Snape as infidel was Re: Kant and Snape and Ethics and Everything
pippin_999
foxmoth at qnet.com
Thu Mar 30 14:51:11 UTC 2006
No: HPFGUIDX 150276
> Betsy Hp:
> And suddenly I wonder if this doesn't suggest that Snape may well
> survive book 7. Because if Snape *is* supposed to illustrate the
> struggle to be good in a more comic than tragic way, then doesn't
> that mean he must live, must learn whatever philosophical fact he's
> failed to grasp (the impossibility of achieving pure rationality) in
> order to stay true to the comic story?
>
> [As a clarification: I'm using comic as the opposite of tragic
> rather than comic as funny, which might not have been how Pippin was
> using it, but I'm totally shanghai-ing this idea and running with
> it. <g>]
Pippin:
Credit for spotting Snape as a comic character should go to
Pip!Squeak (those plumbing the archives should be aware BTW
that we are not the same person.) She commented that only
a comic character would have been chased away by an enraged
hippogriff.
I've always hoped Snape would survive, and in a more or less
unreformed state -- I mean, I'd like to see him change his mind
about Harry, but in accordance with *his* moral code, not because
he decided his moral code was deficient.
Snape to me is less a sinner than an infidel -- an unbeliever with
respect to the Gryffindor chivalric ideal which I suspect is Rowling's
stand-in for Christianity and with respect to enlightened methods
of instruction.
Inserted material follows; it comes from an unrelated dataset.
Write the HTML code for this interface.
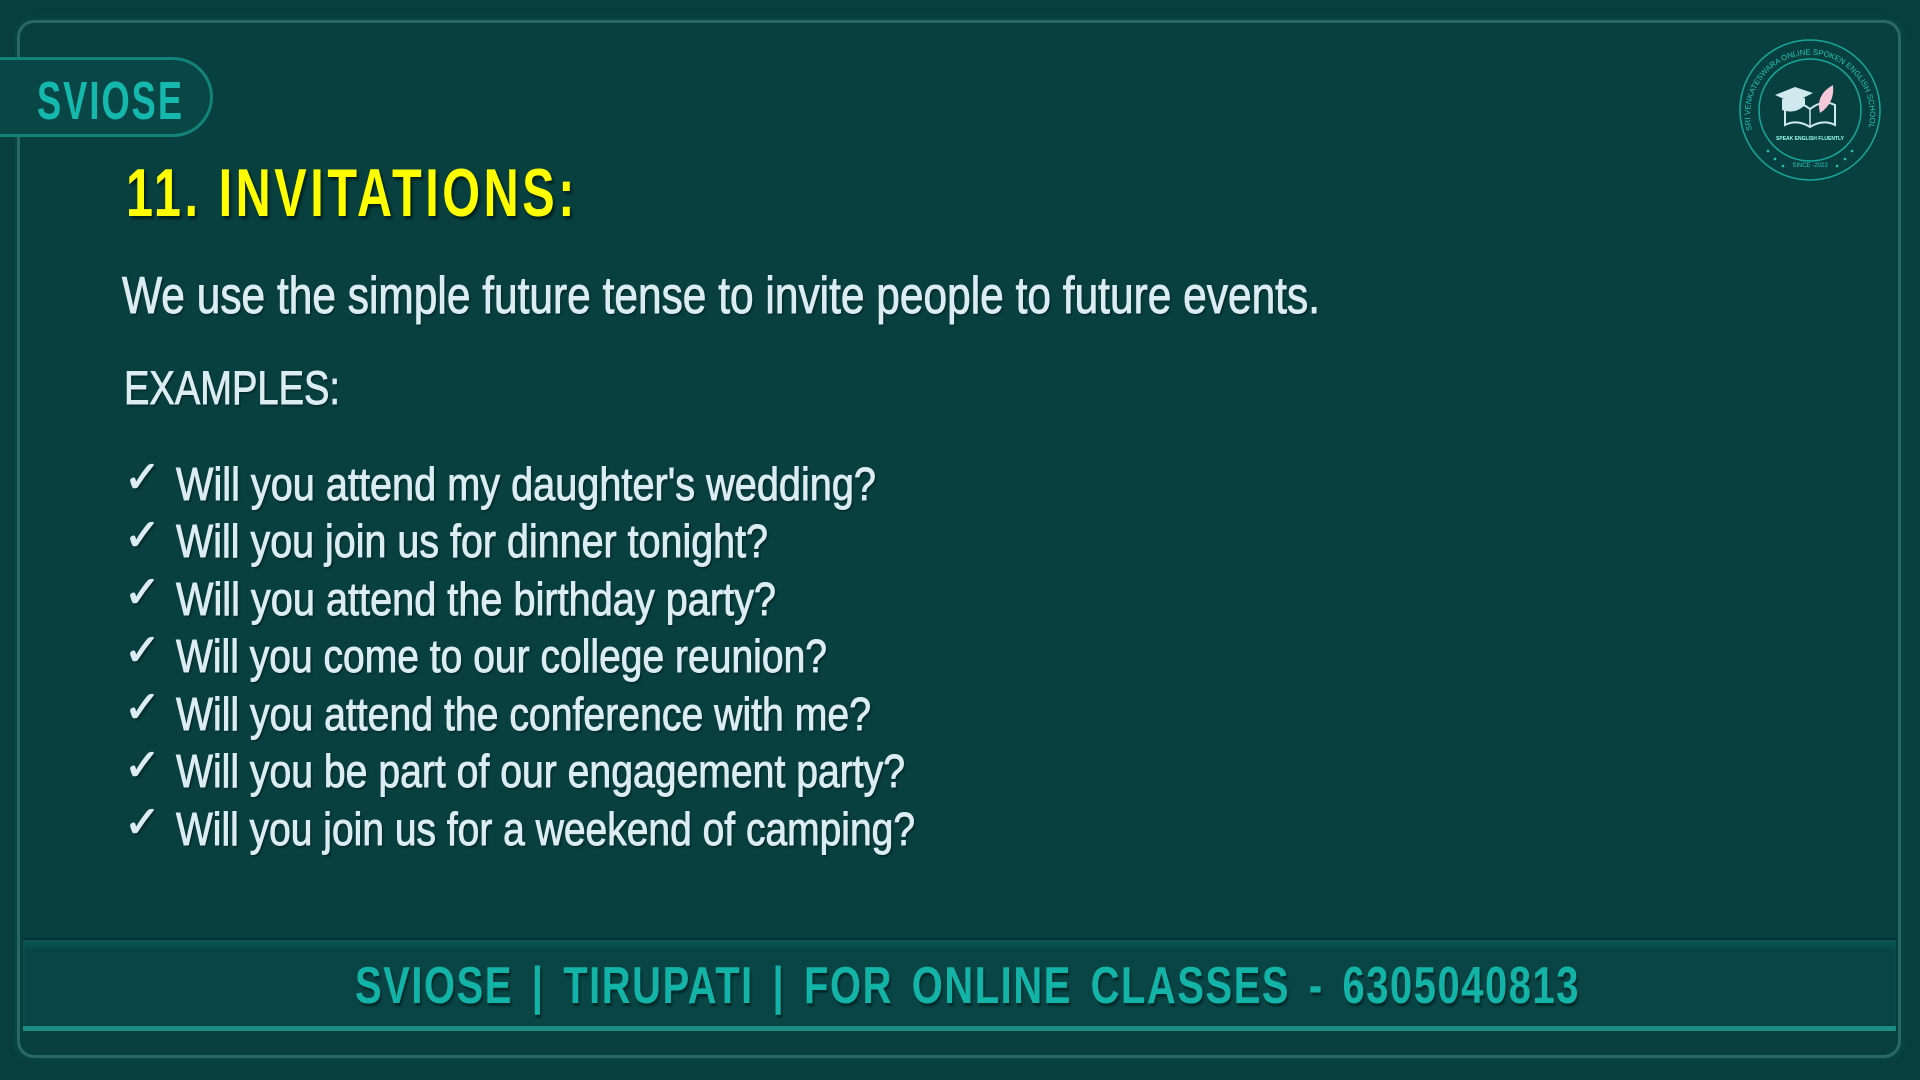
<!DOCTYPE html>
<html><head><meta charset="utf-8"><style>
html,body{margin:0;padding:0;}
body{width:1920px;height:1080px;background:#073f3e;position:relative;overflow:hidden;font-family:"Liberation Sans",sans-serif;}
.frame{position:absolute;left:20px;top:23px;width:1878px;height:1032px;border-radius:14px;background:#08403f;box-shadow:0 0 0 3px #2a6866,0 0 8px 3px #0c4d4b;}
.t{position:absolute;white-space:nowrap;transform-origin:0 0;display:inline-block;}
.pill{position:absolute;left:0;top:57px;width:210px;height:74px;border:3px solid #12837b;border-left:none;border-radius:0 40px 40px 0;background:#094746;}
.lt{color:#dcecf3;text-shadow:2px 2px 2px #03292a;-webkit-text-stroke:0.9px #dcecf3;}
.foot{position:absolute;left:23px;top:938px;width:1873px;height:86px;background:#094544;border-top:2px solid #053231;border-bottom:5px solid #1b8c84;box-shadow:inset 0 6px 6px #0c5553;}
</style></head><body>
<div class="frame"></div>
<div class="pill"></div>
<div class="foot"></div>
<span class="t" id="a0" style="font-weight:bold;font-size:54px;color:#14b8ad;top:70px;letter-spacing:3px;">SVIOSE</span>
<span class="t" id="a1" style="font-weight:bold;font-size:68px;color:#ffff00;top:154px;letter-spacing:5px;text-shadow:3px 3px 3px #022020;">11. INVITATIONS:</span>
<span class="t lt" id="a2" style="font-size:52px;top:266px;">We use the simple future tense to invite people to future events.</span>
<span class="t lt" id="a3" style="font-size:47px;top:360px;">EXAMPLES:</span>
<span class="t lt" id="b0" style="font-size:46px;top:457px;">Will you attend my daughter's wedding?</span>
<span class="t lt" id="b1" style="font-size:46px;top:514px;">Will you join us for dinner tonight?</span>
<span class="t lt" id="b2" style="font-size:46px;top:572px;">Will you attend the birthday party?</span>
<span class="t lt" id="b3" style="font-size:46px;top:629px;">Will you come to our college reunion?</span>
<span class="t lt" id="b4" style="font-size:46px;top:687px;">Will you attend the conference with me?</span>
<span class="t lt" id="b5" style="font-size:46px;top:744px;">Will you be part of our engagement party?</span>
<span class="t lt" id="b6" style="font-size:46px;top:802px;">Will you join us for a weekend of camping?</span>
<span class="t" id="f0" style="font-weight:bold;font-size:52px;color:#13b3a8;top:956px;letter-spacing:2px;word-spacing:8px;text-shadow:2px 3px 2px #022a2a;">SVIOSE | TIRUPATI | FOR ONLINE CLASSES - 6305040813</span>
<div id="checks"></div>
<svg style="position:absolute;left:1735px;top:35px" width="150" height="150" viewBox="0 0 150 150">
<circle cx="75" cy="75" r="70" fill="none" stroke="#16a79c" stroke-width="1.5"/>
<circle cx="75" cy="75" r="51" fill="none" stroke="#16a79c" stroke-width="1.5"/>
<defs><path id="arc" d="M 17 95 A 60 60 0 1 1 133 95"/></defs>
<text font-family="Liberation Sans Narrow, Liberation Sans, sans-serif" font-size="7.8" fill="#27c3b7"><textPath href="#arc">SRI VENKATESWARA ONLINE SPOKEN ENGLISH SCHOOL</textPath></text>
<polygon points="40,60 60,52 78,58 58,68" fill="#cfe9ee"/>
<path d="M47 64 L47 75 Q60 80 70 70 L70 63" fill="#cfe9ee"/>
<path d="M50 70 Q62 64 75 74 Q88 64 100 70 L100 90 Q88 84 75 92 Q62 84 50 90 Z" fill="none" stroke="#cfe9ee" stroke-width="2"/>
<line x1="75" y1="74" x2="75" y2="92" stroke="#cfe9ee" stroke-width="1.5"/>
<path d="M85 78 Q80 60 98 50 Q100 68 85 78 Z" fill="#f4c8d8"/>
<text x="75" y="105" text-anchor="middle" font-size="5" font-weight="bold" fill="#9fe">SPEAK ENGLISH FLUENTLY</text>
<text x="75" y="132" text-anchor="middle" font-size="6" fill="#27c3b7">SINCE -2023</text>
<g fill="#27c3b7"><circle cx="33" cy="116" r="1.3"/><circle cx="40" cy="124" r="1.3"/><circle cx="48" cy="131" r="1.3"/><circle cx="117" cy="116" r="1.3"/><circle cx="110" cy="124" r="1.3"/><circle cx="102" cy="131" r="1.3"/></g>
</svg>
<script>
var T={a0:[37,147],a1:[126,452],a2:[122,1198],a3:[124,216],b0:[176,700],b1:[176,592],b2:[176,600],b3:[176,651],b4:[176,695],b5:[176,729],b6:[176,739],f0:[355,1225]};
for(var k in T){var e=document.getElementById(k);var w=e.getBoundingClientRect().width;e.style.left=T[k][0]+'px';e.style.transform='scaleX('+(T[k][1]/w)+')';}
var c=document.getElementById('checks');
for(var i=0;i<7;i++){var s=document.createElement('span');s.className='t lt';s.style.cssText='font-family:"DejaVu Sans",sans-serif;font-size:44px;font-weight:bold;left:124px;top:'+(452+i*57.5)+'px;-webkit-text-stroke:1px #dcecf3;';s.textContent='\u2713';c.appendChild(s);}
</script>
</body></html>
I would not like to be told that the
only good infidel is a dead infidel, much less a converted one. Not
by someone who says her message is tolerance, anyway.
Not that Snape is a complete buffoon: that wouldn't be very
tolerant either. I think we're being led to a reversal in which
we cease to take Snape's bullying seriously, but see that his
life and his dignity are as precious as any other sinner's.